(Instructions to follow) Read the records and gather each line that includes "this".
--- start Material provided ---
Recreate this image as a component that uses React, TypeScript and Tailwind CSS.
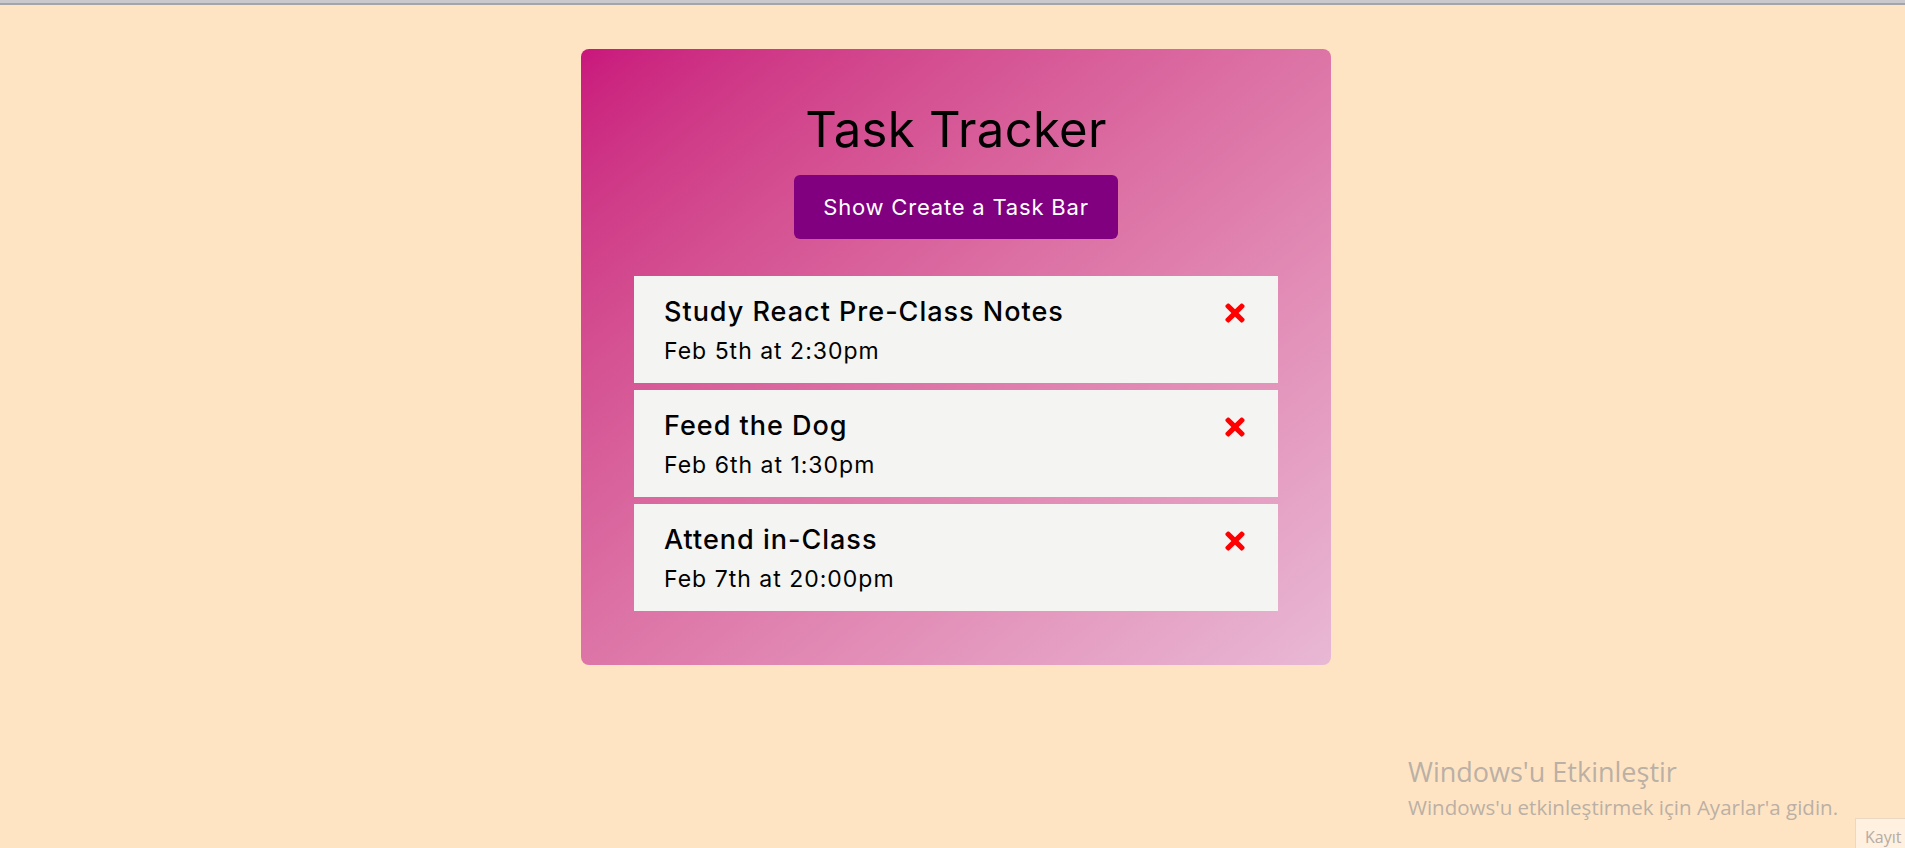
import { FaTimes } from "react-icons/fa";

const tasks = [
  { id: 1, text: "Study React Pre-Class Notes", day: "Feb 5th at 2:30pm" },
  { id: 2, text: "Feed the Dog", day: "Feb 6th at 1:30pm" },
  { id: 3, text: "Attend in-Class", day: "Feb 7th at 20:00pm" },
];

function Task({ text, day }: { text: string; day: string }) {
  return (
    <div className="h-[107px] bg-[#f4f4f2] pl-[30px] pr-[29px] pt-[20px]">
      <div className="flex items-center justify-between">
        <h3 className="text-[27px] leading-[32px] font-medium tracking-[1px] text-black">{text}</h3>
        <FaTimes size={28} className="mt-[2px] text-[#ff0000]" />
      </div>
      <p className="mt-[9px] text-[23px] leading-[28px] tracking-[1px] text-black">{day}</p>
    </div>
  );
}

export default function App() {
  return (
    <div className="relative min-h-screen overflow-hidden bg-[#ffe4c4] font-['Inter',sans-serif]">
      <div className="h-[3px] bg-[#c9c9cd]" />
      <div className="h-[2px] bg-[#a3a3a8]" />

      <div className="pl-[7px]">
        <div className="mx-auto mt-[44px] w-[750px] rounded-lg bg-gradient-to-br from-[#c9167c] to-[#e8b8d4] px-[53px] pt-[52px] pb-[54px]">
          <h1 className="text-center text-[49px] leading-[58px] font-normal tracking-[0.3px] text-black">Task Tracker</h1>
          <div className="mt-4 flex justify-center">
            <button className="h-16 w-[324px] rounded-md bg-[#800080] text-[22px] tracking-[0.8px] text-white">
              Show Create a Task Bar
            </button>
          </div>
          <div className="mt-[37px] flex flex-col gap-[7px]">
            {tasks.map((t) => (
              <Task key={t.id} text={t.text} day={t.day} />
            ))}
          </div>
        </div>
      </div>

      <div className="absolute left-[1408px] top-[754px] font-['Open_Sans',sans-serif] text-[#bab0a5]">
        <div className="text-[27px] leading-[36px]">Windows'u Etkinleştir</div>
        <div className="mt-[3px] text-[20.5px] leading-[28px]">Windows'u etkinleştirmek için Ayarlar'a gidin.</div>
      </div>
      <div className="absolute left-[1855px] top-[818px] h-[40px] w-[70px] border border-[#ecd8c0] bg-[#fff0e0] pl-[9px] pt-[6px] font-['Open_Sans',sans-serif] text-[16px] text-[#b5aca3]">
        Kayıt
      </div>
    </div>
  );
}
--- end Material provided ---
--- start Material provided ---
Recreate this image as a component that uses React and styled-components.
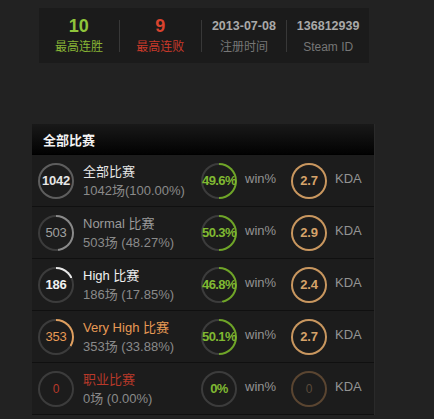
--- end Material provided ---
(Output below)
Recreate this image as a component that uses React, TypeScript and Tailwind CSS.
Recreate this image as a component that uses React and styled-components.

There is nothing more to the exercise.